What is the difference between MRM and project management software? Project management software (Asana, Jira, Monday.com) handles task sequencing and ownership. MRM includes that workflow layer but adds asset management, budget tracking, and performance analytics. Many teams run effective MRM using project management tools for workflows combined with separate tools for assets and budgets. The category distinction matters less than whether all three functions are covered.
How long does a marketing resource management implementation take? A phased MRM rollout following the four-step sequence takes 13–16 weeks to complete. Asset centralization delivers value within the first two weeks.

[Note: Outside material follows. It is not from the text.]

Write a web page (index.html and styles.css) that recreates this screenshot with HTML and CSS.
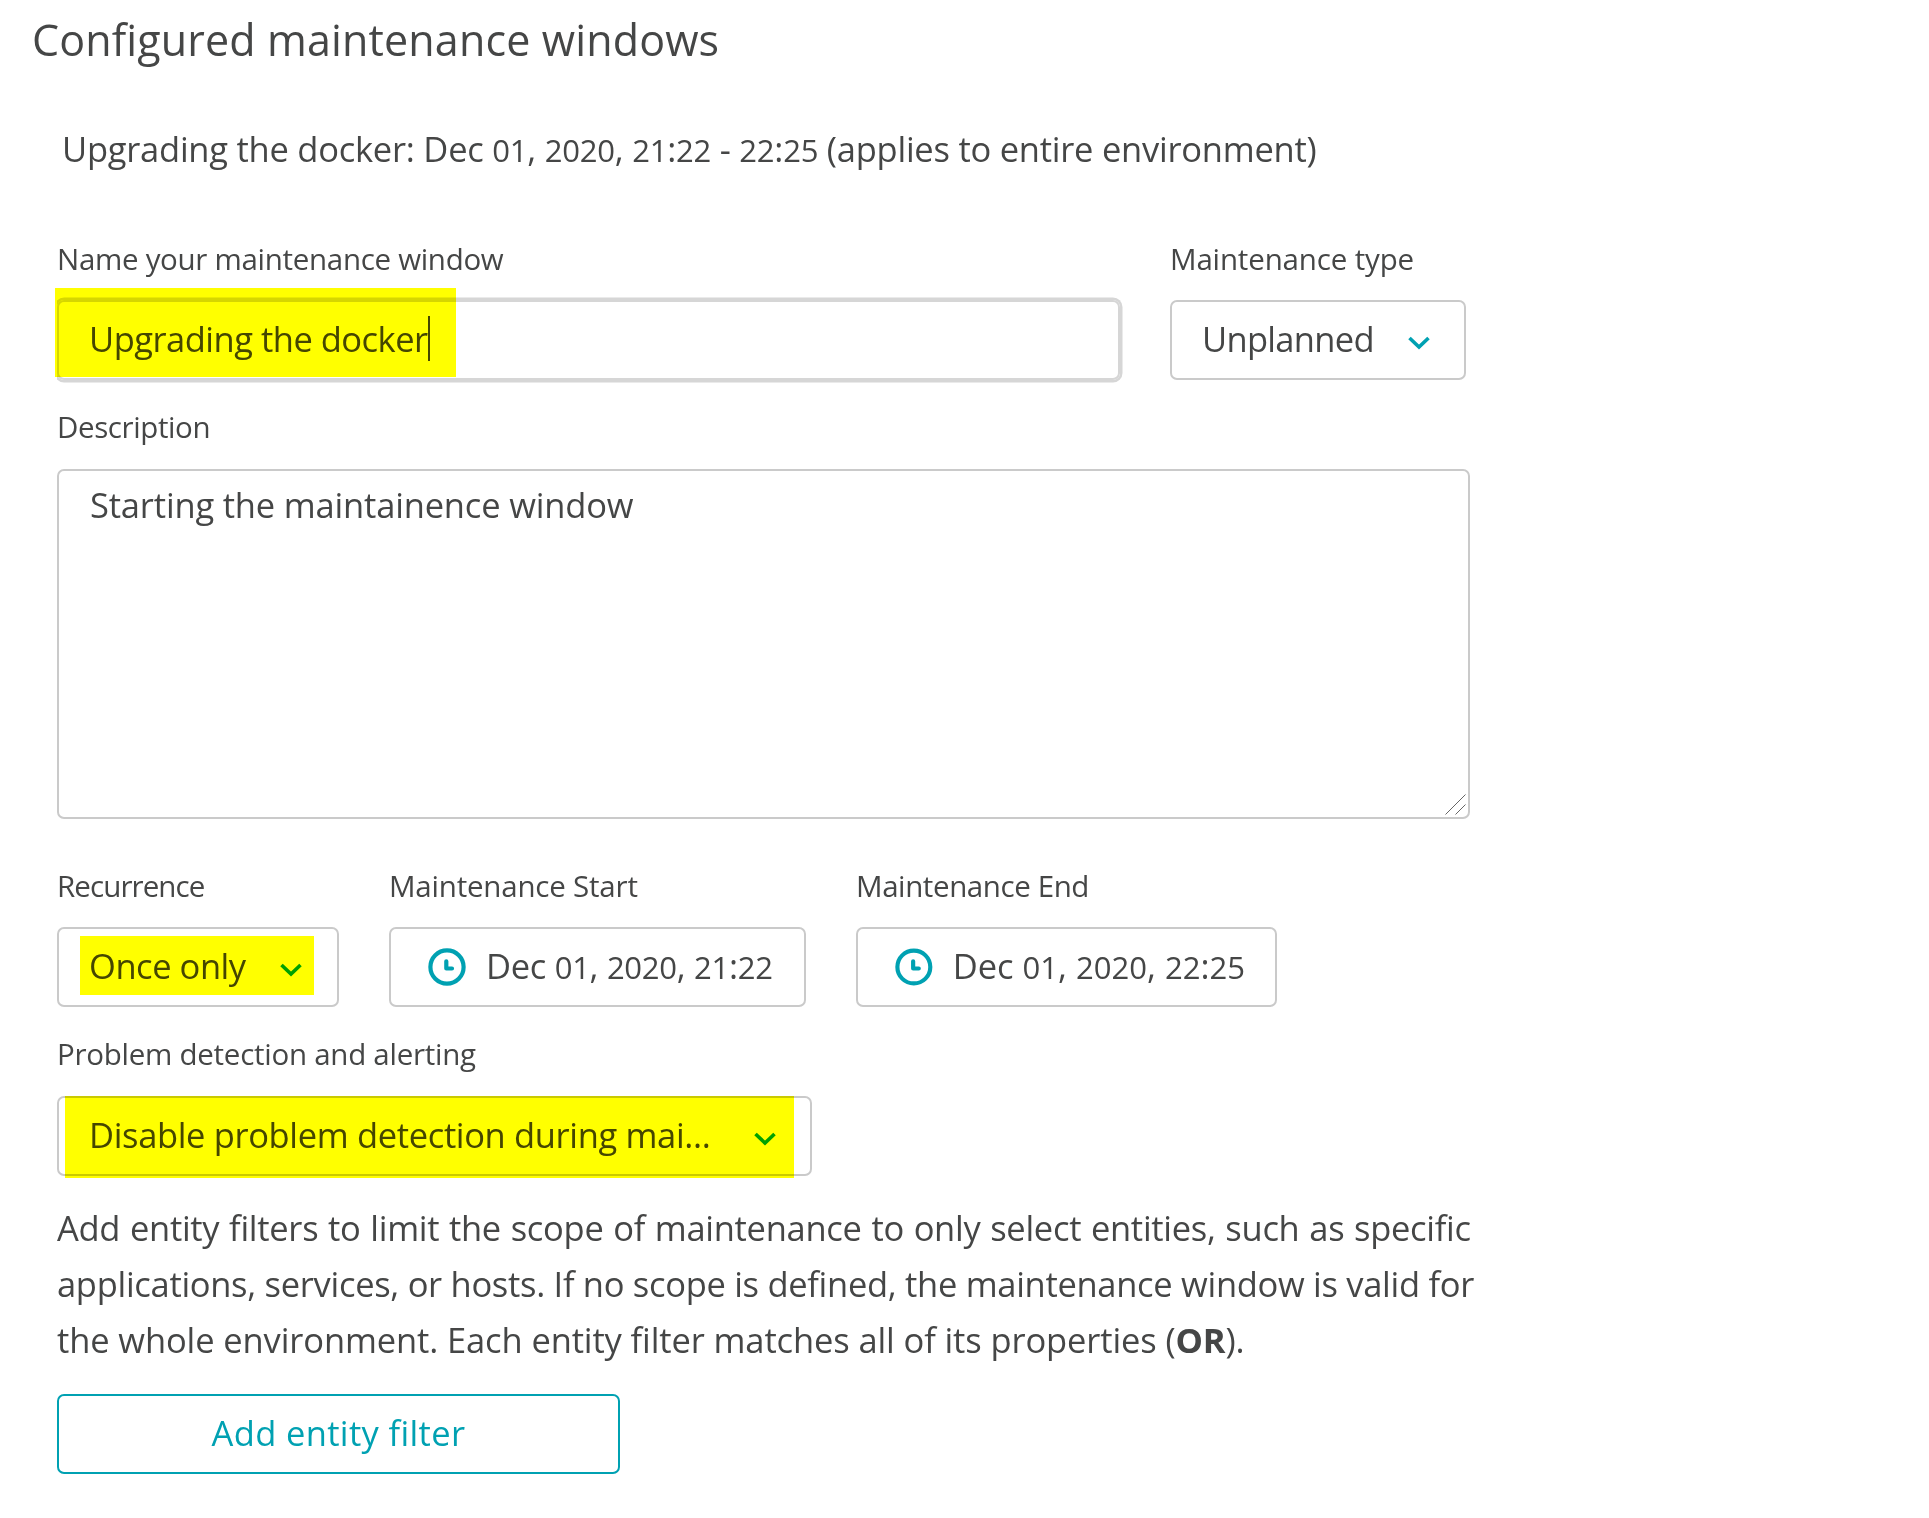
FILE: index.html
```html
<!DOCTYPE html>
<html lang="en">
<head>
<meta charset="utf-8">
<title>Configured maintenance windows</title>
<link rel="stylesheet" href="styles.css">
</head>
<body>
<main class="page">
  <h1 class="title">Configured maintenance windows</h1>
  <p class="summary">Upgrading the docker: Dec <span class="num">01</span>, <span class="num">2020</span>, <span class="num">21</span>:<span class="num">22</span> - <span class="num">22</span>:<span class="num">25</span> (applies to entire environment)</p>

  <form class="form">
    <div class="row row-name">
      <div class="field">
        <div class="label label-name">Name your maintenance window</div>
        <div class="box input-name"><span class="text-name">Upgrading the docker</span><i class="caret"></i><i class="mark mark-name"></i></div>
      </div>
      <div class="field">
        <div class="label label-type">Maintenance type</div>
        <div class="box select-type"><span class="text-type">Unplanned</span>
          <svg class="chevron" viewBox="0 0 22 14"><path d="M1.5 2 11 11 20.500 2"/></svg>
        </div>
      </div>
    </div>

    <div class="field field-description">
      <div class="label label-description">Description</div>
      <div class="box area"><span class="text-description">Starting the maintainence window</span>
        <svg class="grip" viewBox="0 0 22 22"><path d="M.5 20.500 20.500.5M10.500 20.500l10-10"/></svg>
      </div>
    </div>

    <div class="row row-time">
      <div class="field">
        <div class="label label-recurrence">Recurrence</div>
        <div class="box select-recurrence"><span class="text-recurrence">Once only</span>
          <svg class="chevron" viewBox="0 0 22 14"><path d="M1.5 2 11 11 20.500 2"/></svg>
          <i class="mark mark-recurrence"></i>
        </div>
      </div>
      <div class="field">
        <div class="label label-start">Maintenance Start</div>
        <div class="box date-start">
          <svg class="clock" viewBox="0 0 38 38"><circle cx="19" cy="19" r="16.600"/><path d="M18.300 13.300v7.200h5.700"/></svg>
          <span class="text-start">Dec <span class="num">01</span>, <span class="num">2020</span>, <span class="num">21</span>:<span class="num">22</span></span>
        </div>
      </div>
      <div class="field">
        <div class="label label-end">Maintenance End</div>
        <div class="box date-end">
          <svg class="clock" viewBox="0 0 38 38"><circle cx="19" cy="19" r="16.600"/><path d="M18.300 13.300v7.200h5.700"/></svg>
          <span class="text-end">Dec <span class="num">01</span>, <span class="num">2020</span>, <span class="num">22</span>:<span class="num">25</span></span>
        </div>
      </div>
    </div>

    <div class="field field-alerting">
      <div class="label label-alerting">Problem detection and alerting</div>
      <div class="box select-alerting"><span class="text-alerting">Disable problem detection during mai...</span>
        <svg class="chevron" viewBox="0 0 22 14"><path d="M1.5 2 11 11 20.500 2"/></svg>
        <i class="mark mark-alerting"></i>
      </div>
    </div>

    <p class="hint"><span class="line-1">Add entity filters to limit the scope of maintenance to only select entities, such as specific</span><br><span class="line-2">applications, services, or hosts. If no scope is defined, the maintenance window is valid for</span><br><span class="line-3">the whole environment. Each entity filter matches all of its properties (<b>OR</b>).</span></p>
    <div class="box add-filter">Add entity filter</div>
  </form>
</main>
</body>
</html>
```
FILE: styles.css
```css
* { box-sizing: border-box; }

body {
  margin: 0;
  background: #fff;
  color: #454646;
  font-family: "Open Sans", "Noto Sans", sans-serif;
  font-size: 34.5px;
  font-variant-ligatures: none;
  white-space: nowrap;
}

.page { padding: 10px 0 0 30px; }

.title {
  margin: 0 0 0 2px;
  font-size: 43px;
  font-weight: 400;
  line-height: 60px;
  letter-spacing: .14px;
}

.summary {
  margin: 54px 0 0 32px;
  line-height: 50px;
  letter-spacing: -.245px;
}

.num { font-size: .9em; }

.form { margin: 64px 0 0 27px; }
.row { display: flex; }
.row-name { gap: 50px; }
.row-time { gap: 50px; margin-top: 47px; }
.field-description, .field-alerting { margin-top: 27px; }

.label {
  height: 61px;
  font-size: 29.5px;
  line-height: 40px;
}
.label-name { letter-spacing: -.3px; }
.label-type { letter-spacing: -.15px; }
.label-description { height: 62px; letter-spacing: -.4px; }
.label-recurrence { letter-spacing: -.9px; }
.label-start { letter-spacing: -.2px; }
.label-end { letter-spacing: -.4px; }
.label-alerting { height: 62px; letter-spacing: -.26px; }

.box {
  position: relative;
  display: flex;
  align-items: center;
  height: 80px;
  padding: 0 30px 3px;
  border: 2px solid #cacaca;
  border-radius: 7px;
}

.input-name {
  width: 1063px;
  border-color: #d6d6d6;
  box-shadow: 0 0 0 2.500px #d6d6d6;
  clip-path: inset(-12px -3px -3px -2px);
}
.input-name::before {
  content: "";
  position: absolute;
  inset: -5px auto -5px -7px;
  width: 5px;
  background: #fff;
}
.text-name { letter-spacing: -.5px; }
.caret { width: 2px; height: 45px; background: #454646; }

.select-type { width: 296px; justify-content: space-between; padding-right: 34px; }
.text-type { letter-spacing: -.7px; }

.area { width: 1413px; height: 350px; align-items: flex-start; padding: 9px 30px 0 31px; }
.text-description { line-height: 50px; letter-spacing: -.18px; }
.grip {
  position: absolute;
  right: 1px;
  bottom: 1px;
  width: 22px;
  height: 22px;
  fill: none;
  stroke: #666;
  stroke-width: 1;
}

.select-recurrence { width: 282px; justify-content: space-between; padding-right: 35px; }
.text-recurrence { letter-spacing: -.45px; }
.date-start { width: 417px; padding-left: 37px; }
.date-end { width: 421px; padding-left: 37px; }
.text-start { letter-spacing: -.3px; }
.text-end { letter-spacing: 0; }

.select-alerting { width: 755px; justify-content: space-between; padding-right: 34px; }
.text-alerting { letter-spacing: -.35px; }

.chevron {
  width: 22px;
  height: 14px;
  margin-top: 8px;
  fill: none;
  stroke: #00a1b2;
  stroke-width: 3.600;
}

.clock {
  width: 38px;
  height: 38px;
  margin: 2px 20px 0 0;
  fill: none;
  stroke: #00a1b2;
  stroke-width: 4.200;
  stroke-linecap: round;
  stroke-linejoin: round;
}

/* Highlighter strokes tint whatever lies beneath them */
.mark { position: absolute; background: #ff0; mix-blend-mode: multiply; }
.mark-name { left: -4px; top: -14px; width: 401px; height: 89px; }
.mark-recurrence { left: 21px; top: 7px; width: 234px; height: 59px; }
.mark-alerting { left: 6px; top: -2px; width: 729px; height: 82px; }

.hint { margin: 24px 0 0; line-height: 56px; }
.line-1 { letter-spacing: -.29px; word-spacing: 1.1px; }
.line-2 { letter-spacing: -.3px; }
.line-3 { letter-spacing: -.12px; }

.add-filter {
  width: 563px;
  margin-top: 26px;
  justify-content: center;
  border-color: #00a1b2;
  color: #00a1b2;
  letter-spacing: .35px;
}
```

Full operational maturity — where the performance feedback loop is informing creative briefs — typically takes one full quarter.
Conclusion
Marketing resource management is an operational infrastructure decision, not a software purchase. Teams that treat marketing resource management as the former build durable systems that scale with their spend. Start with the audit, identify the actual bottleneck, and build from there.